**Problem statement**
Extract the lines of the material below, beginning with the first and ending with the line that holds "w-[1280px] h-[528px] overflow-hidden". Skip every picture.

**Given information**
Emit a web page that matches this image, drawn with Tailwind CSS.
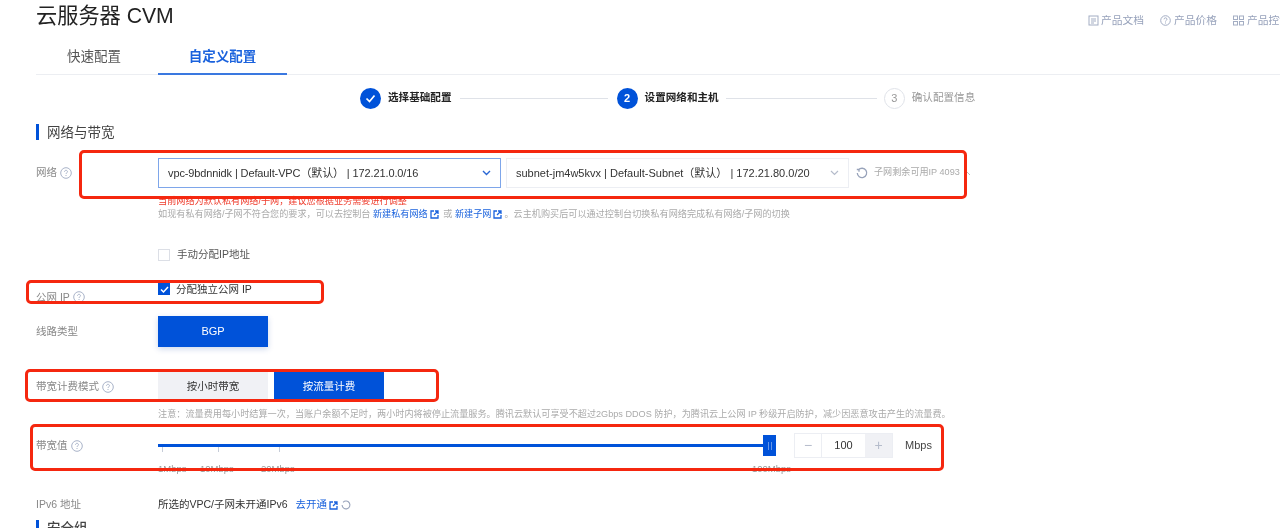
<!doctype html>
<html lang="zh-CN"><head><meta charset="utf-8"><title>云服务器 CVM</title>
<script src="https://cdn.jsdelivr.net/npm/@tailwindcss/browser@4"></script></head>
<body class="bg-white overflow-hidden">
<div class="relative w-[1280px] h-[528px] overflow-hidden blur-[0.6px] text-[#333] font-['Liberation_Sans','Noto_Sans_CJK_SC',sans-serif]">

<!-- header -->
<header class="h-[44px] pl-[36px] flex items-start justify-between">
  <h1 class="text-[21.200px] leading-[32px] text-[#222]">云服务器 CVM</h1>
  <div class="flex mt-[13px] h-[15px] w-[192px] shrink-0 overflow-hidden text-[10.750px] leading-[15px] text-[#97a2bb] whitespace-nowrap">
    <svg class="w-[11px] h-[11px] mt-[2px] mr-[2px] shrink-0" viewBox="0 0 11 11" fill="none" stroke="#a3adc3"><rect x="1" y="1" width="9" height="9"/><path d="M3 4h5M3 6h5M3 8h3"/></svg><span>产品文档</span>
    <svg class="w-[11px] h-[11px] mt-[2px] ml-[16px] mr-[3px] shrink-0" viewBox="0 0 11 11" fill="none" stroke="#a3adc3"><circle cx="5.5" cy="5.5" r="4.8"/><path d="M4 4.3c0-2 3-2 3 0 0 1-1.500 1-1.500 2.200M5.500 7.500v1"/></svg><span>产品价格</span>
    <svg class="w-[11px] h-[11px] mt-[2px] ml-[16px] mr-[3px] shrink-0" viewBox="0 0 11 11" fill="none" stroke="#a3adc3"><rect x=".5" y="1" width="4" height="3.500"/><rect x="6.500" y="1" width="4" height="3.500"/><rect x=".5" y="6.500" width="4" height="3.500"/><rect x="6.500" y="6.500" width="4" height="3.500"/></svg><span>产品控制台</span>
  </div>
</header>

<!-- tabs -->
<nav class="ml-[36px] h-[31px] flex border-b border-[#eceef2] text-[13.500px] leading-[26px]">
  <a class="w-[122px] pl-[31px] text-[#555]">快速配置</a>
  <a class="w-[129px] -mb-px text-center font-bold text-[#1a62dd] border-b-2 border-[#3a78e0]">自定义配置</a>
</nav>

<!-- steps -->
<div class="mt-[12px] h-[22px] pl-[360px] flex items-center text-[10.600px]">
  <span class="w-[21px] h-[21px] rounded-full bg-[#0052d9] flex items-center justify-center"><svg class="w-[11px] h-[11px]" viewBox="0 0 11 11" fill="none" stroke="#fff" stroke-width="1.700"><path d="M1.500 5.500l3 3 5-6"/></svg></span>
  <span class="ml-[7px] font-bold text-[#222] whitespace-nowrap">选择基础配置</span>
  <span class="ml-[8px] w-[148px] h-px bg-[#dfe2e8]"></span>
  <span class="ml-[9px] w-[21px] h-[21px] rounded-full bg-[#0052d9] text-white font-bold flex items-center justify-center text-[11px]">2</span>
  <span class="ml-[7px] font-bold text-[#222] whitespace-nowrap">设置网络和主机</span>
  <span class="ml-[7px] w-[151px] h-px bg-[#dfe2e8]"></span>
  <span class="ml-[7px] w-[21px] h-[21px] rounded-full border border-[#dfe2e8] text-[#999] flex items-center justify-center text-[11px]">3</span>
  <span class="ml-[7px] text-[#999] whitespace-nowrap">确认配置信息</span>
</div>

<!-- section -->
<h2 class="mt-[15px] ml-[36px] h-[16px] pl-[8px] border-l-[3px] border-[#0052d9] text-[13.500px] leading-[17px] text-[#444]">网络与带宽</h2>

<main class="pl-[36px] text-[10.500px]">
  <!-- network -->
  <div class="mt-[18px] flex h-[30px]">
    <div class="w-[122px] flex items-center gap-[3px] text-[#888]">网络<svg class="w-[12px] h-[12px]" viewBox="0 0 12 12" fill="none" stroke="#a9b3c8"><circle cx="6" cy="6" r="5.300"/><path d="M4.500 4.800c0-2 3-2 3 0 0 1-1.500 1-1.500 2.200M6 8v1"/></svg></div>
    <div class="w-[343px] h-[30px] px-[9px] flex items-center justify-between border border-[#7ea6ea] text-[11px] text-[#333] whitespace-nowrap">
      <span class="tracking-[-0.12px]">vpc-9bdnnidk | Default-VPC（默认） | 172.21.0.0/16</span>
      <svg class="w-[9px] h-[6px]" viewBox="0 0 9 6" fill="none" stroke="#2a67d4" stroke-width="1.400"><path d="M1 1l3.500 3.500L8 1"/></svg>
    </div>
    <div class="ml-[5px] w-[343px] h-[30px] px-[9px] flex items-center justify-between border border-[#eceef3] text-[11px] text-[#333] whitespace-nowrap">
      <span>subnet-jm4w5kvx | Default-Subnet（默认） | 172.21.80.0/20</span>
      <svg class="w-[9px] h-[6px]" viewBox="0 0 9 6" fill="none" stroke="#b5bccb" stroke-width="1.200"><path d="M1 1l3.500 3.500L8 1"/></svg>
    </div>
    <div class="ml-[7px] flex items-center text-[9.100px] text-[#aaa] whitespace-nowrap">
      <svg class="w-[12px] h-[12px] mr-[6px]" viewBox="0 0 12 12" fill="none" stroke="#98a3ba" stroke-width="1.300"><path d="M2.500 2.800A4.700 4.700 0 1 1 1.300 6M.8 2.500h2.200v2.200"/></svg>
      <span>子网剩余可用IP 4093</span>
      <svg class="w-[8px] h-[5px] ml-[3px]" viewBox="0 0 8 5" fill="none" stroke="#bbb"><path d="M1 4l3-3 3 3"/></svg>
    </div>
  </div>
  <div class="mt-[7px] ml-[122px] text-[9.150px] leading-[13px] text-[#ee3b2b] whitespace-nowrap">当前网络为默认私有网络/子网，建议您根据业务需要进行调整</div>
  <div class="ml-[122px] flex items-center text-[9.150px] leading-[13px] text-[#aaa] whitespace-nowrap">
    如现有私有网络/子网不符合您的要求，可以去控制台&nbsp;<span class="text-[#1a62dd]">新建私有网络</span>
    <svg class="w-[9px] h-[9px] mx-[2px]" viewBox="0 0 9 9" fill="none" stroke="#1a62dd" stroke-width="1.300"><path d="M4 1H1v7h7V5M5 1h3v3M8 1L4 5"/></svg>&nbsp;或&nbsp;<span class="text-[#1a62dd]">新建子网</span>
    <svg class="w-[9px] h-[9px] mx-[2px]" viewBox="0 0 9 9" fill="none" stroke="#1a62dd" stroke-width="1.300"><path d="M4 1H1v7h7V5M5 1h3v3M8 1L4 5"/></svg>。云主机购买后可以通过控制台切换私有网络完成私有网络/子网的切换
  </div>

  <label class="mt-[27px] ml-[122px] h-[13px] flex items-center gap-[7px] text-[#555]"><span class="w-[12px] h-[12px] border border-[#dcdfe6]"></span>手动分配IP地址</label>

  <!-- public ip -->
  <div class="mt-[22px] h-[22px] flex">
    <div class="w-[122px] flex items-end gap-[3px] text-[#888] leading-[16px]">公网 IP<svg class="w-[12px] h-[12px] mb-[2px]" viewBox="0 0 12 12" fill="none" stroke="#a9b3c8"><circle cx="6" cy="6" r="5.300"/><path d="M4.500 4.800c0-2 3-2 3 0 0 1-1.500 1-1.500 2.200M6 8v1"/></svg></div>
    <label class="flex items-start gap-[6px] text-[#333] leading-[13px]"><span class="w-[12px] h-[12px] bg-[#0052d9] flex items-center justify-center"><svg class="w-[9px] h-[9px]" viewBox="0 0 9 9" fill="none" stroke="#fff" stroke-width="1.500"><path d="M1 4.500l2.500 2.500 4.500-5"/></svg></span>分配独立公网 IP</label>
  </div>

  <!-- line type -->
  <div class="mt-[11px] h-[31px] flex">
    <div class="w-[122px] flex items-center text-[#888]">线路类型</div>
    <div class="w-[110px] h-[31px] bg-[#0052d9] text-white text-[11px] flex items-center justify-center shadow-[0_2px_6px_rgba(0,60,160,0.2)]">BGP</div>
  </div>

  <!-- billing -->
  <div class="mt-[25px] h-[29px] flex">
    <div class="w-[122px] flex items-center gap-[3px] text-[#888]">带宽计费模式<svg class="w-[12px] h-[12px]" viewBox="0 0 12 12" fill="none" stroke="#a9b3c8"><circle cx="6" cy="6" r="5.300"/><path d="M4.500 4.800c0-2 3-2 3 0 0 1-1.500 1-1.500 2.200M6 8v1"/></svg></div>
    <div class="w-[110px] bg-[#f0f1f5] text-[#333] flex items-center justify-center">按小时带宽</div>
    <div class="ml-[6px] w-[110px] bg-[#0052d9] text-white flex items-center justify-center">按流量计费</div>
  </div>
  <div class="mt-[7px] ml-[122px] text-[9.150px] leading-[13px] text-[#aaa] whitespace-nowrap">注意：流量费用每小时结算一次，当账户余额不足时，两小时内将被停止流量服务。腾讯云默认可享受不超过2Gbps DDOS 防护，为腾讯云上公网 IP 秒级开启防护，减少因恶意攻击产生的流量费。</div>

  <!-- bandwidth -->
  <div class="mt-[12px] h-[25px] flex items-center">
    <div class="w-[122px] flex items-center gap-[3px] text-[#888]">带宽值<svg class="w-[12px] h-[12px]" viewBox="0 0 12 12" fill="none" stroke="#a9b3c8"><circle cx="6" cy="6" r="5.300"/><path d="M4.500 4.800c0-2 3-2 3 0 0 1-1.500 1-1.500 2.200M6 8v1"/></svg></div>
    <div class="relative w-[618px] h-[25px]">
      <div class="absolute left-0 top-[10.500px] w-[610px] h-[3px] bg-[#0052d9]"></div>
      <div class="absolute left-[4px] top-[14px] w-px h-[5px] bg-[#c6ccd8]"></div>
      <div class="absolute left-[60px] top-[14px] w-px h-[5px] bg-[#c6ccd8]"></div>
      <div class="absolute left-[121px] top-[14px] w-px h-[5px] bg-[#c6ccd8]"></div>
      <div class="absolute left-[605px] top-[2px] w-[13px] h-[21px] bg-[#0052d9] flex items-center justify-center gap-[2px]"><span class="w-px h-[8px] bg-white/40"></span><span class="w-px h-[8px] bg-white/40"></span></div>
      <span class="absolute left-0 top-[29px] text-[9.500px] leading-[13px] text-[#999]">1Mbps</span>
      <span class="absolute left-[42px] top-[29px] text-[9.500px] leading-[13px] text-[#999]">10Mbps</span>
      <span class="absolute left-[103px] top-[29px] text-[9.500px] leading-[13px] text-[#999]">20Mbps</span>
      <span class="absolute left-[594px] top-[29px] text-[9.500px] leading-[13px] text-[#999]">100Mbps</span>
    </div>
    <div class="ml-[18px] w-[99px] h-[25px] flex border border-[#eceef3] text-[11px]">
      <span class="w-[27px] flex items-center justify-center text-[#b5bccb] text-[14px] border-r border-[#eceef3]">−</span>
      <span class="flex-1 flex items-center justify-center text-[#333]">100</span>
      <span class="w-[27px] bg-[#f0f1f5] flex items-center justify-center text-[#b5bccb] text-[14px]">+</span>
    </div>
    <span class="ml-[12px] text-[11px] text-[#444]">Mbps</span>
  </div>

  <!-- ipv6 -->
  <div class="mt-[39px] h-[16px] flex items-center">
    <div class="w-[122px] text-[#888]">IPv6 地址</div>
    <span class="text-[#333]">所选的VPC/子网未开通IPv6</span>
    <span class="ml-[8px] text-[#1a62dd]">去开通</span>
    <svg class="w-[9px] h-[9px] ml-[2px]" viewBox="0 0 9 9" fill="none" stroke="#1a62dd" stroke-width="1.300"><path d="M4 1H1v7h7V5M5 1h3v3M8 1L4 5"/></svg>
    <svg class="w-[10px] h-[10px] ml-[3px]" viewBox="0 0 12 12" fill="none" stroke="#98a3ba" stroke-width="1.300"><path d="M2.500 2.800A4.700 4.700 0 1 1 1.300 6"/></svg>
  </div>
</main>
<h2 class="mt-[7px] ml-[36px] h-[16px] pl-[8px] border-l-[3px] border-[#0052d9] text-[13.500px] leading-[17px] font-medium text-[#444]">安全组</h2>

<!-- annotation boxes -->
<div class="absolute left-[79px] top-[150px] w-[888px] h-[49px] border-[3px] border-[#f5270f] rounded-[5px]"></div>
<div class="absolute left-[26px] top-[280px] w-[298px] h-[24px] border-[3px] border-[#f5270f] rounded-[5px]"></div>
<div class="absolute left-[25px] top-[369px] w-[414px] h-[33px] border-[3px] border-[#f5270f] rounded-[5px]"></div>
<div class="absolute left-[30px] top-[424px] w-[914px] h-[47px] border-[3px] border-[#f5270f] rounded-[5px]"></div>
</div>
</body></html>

**Answer to this problem**
Emit a web page that matches this image, drawn with Tailwind CSS.
<!doctype html>
<html lang="zh-CN"><head><meta charset="utf-8"><title>云服务器 CVM</title>
<script src="https://cdn.jsdelivr.net/npm/@tailwindcss/browser@4"></script></head>
<body class="bg-white overflow-hidden">
<div class="relative w-[1280px] h-[528px] overflow-hidden blur-[0.6px] text-[#333] font-['Liberation_Sans','Noto_Sans_CJK_SC',sans-serif]">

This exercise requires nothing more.